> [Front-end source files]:
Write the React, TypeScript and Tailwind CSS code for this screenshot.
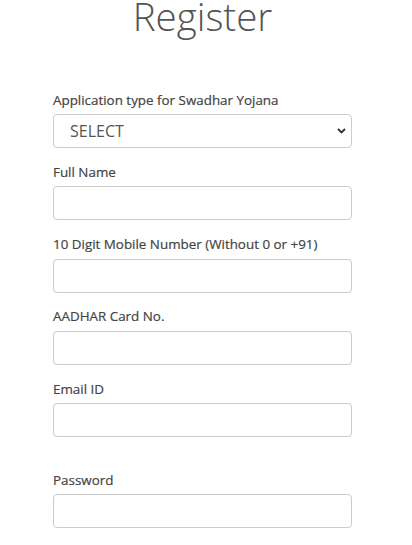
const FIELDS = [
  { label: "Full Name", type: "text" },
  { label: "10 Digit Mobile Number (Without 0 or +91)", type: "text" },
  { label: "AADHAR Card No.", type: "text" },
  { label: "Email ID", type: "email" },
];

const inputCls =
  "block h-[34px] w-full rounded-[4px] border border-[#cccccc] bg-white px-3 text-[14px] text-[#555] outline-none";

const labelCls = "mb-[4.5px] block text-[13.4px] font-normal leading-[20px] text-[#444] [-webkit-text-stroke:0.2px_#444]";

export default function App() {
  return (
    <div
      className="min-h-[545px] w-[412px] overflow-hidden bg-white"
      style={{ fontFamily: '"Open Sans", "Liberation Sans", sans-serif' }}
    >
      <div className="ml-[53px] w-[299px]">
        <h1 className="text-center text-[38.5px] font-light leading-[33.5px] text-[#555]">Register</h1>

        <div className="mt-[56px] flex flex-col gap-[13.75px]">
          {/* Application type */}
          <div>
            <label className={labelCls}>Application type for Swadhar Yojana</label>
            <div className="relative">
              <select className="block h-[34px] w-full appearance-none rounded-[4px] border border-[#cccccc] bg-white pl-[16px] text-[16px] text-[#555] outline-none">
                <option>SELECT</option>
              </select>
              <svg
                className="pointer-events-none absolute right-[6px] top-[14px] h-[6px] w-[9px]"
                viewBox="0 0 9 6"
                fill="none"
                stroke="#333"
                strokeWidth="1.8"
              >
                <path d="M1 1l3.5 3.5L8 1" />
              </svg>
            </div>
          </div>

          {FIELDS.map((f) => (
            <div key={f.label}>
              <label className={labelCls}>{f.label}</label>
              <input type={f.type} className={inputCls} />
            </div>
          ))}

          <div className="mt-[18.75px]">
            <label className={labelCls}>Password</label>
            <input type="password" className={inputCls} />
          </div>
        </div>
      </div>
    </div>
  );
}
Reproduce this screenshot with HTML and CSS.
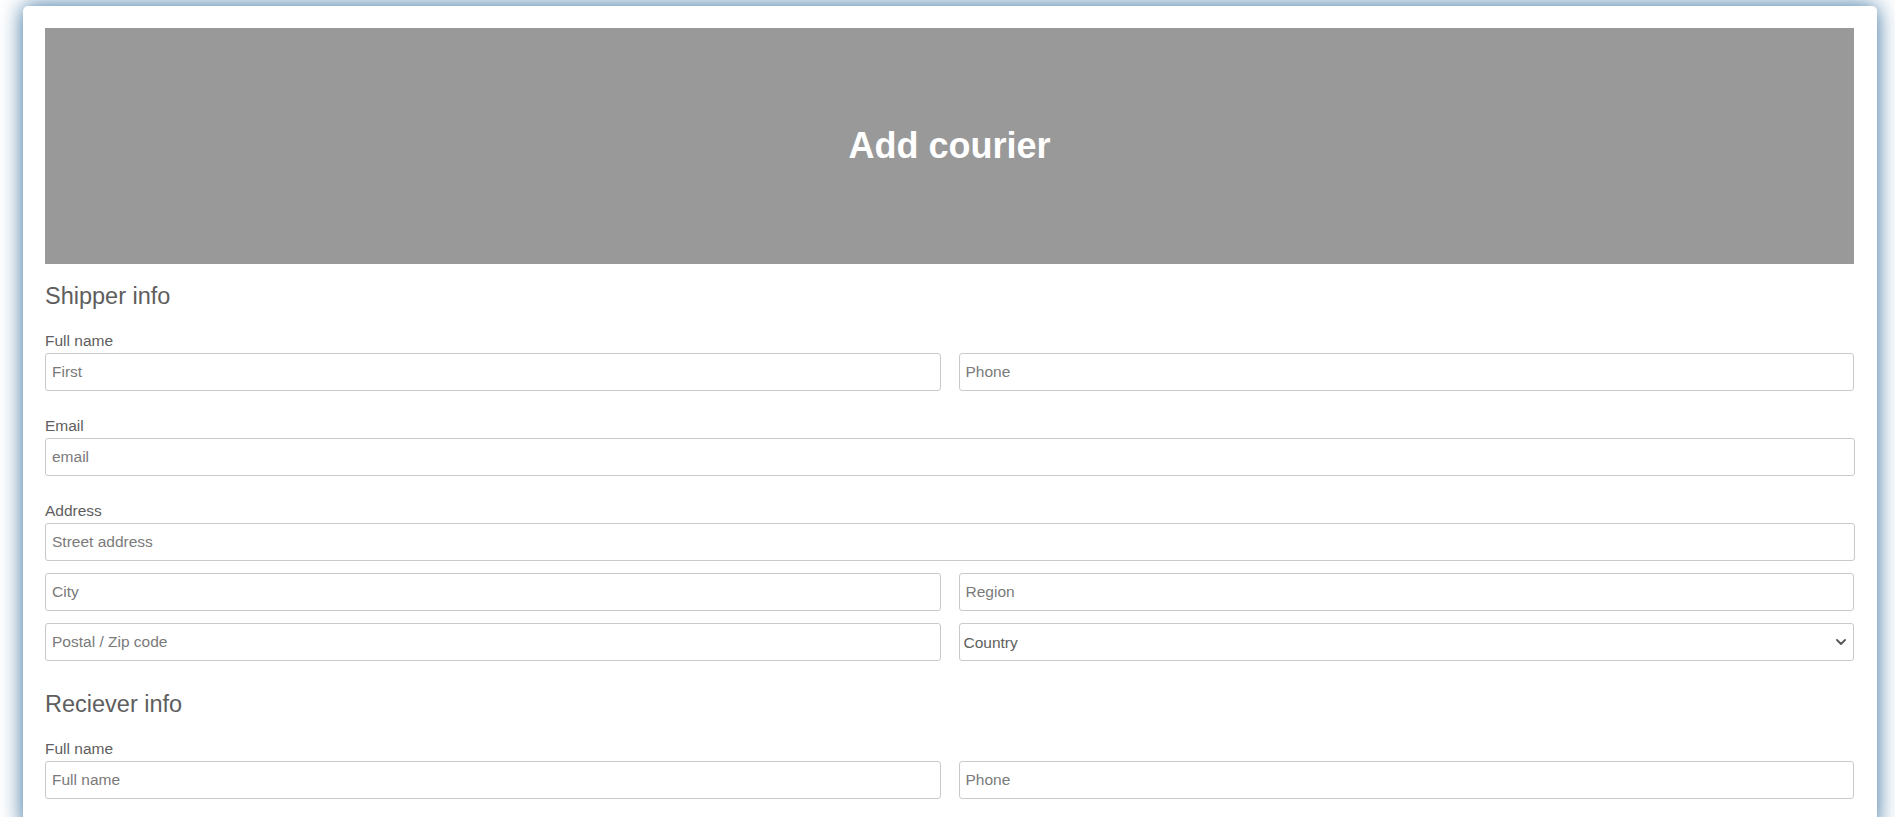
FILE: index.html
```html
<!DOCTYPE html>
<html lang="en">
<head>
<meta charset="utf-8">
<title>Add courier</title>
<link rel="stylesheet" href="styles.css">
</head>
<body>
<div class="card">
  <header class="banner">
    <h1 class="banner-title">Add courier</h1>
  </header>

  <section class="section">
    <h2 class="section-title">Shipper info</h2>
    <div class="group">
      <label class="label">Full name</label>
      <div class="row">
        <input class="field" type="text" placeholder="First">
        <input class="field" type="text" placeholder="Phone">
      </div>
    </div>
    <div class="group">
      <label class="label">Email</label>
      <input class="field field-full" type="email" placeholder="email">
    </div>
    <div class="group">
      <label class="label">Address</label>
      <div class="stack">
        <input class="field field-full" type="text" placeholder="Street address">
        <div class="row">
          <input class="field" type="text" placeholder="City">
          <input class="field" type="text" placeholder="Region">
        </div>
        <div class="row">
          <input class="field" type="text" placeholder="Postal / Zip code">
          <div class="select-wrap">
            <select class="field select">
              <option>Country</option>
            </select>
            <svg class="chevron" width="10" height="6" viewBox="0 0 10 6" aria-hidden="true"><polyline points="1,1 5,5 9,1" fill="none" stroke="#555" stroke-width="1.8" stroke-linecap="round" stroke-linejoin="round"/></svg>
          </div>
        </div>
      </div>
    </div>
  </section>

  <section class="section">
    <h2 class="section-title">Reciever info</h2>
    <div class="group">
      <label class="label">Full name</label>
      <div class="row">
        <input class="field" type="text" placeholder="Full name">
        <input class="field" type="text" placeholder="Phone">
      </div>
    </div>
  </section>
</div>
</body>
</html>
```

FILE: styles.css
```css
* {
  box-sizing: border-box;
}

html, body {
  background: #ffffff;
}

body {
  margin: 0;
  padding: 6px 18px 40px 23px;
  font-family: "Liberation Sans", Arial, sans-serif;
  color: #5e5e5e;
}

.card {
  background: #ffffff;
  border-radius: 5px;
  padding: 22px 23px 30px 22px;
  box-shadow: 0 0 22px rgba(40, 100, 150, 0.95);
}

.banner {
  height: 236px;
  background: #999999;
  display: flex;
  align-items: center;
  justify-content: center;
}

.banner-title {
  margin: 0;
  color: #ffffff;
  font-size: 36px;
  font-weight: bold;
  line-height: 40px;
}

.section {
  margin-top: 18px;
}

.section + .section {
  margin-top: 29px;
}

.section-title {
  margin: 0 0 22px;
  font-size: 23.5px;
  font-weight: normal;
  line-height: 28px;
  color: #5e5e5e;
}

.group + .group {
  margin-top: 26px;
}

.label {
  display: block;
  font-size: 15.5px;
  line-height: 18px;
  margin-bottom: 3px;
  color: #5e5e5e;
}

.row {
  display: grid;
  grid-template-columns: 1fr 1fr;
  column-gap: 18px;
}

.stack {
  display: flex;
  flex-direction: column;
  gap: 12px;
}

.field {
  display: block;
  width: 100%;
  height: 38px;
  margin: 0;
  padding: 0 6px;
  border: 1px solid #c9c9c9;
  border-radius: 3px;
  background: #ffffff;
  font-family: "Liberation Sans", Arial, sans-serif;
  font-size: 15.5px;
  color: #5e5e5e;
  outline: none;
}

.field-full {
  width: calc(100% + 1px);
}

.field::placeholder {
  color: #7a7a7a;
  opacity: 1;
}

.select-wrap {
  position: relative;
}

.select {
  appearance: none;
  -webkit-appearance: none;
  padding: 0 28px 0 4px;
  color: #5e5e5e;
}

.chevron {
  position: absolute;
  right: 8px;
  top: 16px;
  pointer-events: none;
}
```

> [WHAT TO DO]:
Begin at the top of the records above and retype each line exactly until the line containing "text-[38.5px] font-light leading-[33.5px]", which is included. Skip all pictures.

> [RESPONSE]:
Write the React, TypeScript and Tailwind CSS code for this screenshot.
const FIELDS = [
  { label: "Full Name", type: "text" },
  { label: "10 Digit Mobile Number (Without 0 or +91)", type: "text" },
  { label: "AADHAR Card No.", type: "text" },
  { label: "Email ID", type: "email" },
];

const inputCls =
  "block h-[34px] w-full rounded-[4px] border border-[#cccccc] bg-white px-3 text-[14px] text-[#555] outline-none";

const labelCls = "mb-[4.5px] block text-[13.4px] font-normal leading-[20px] text-[#444] [-webkit-text-stroke:0.2px_#444]";

export default function App() {
  return (
    <div
      className="min-h-[545px] w-[412px] overflow-hidden bg-white"
      style={{ fontFamily: '"Open Sans", "Liberation Sans", sans-serif' }}
    >
      <div className="ml-[53px] w-[299px]">
        <h1 className="text-center text-[38.5px] font-light leading-[33.5px] text-[#555]">Register</h1>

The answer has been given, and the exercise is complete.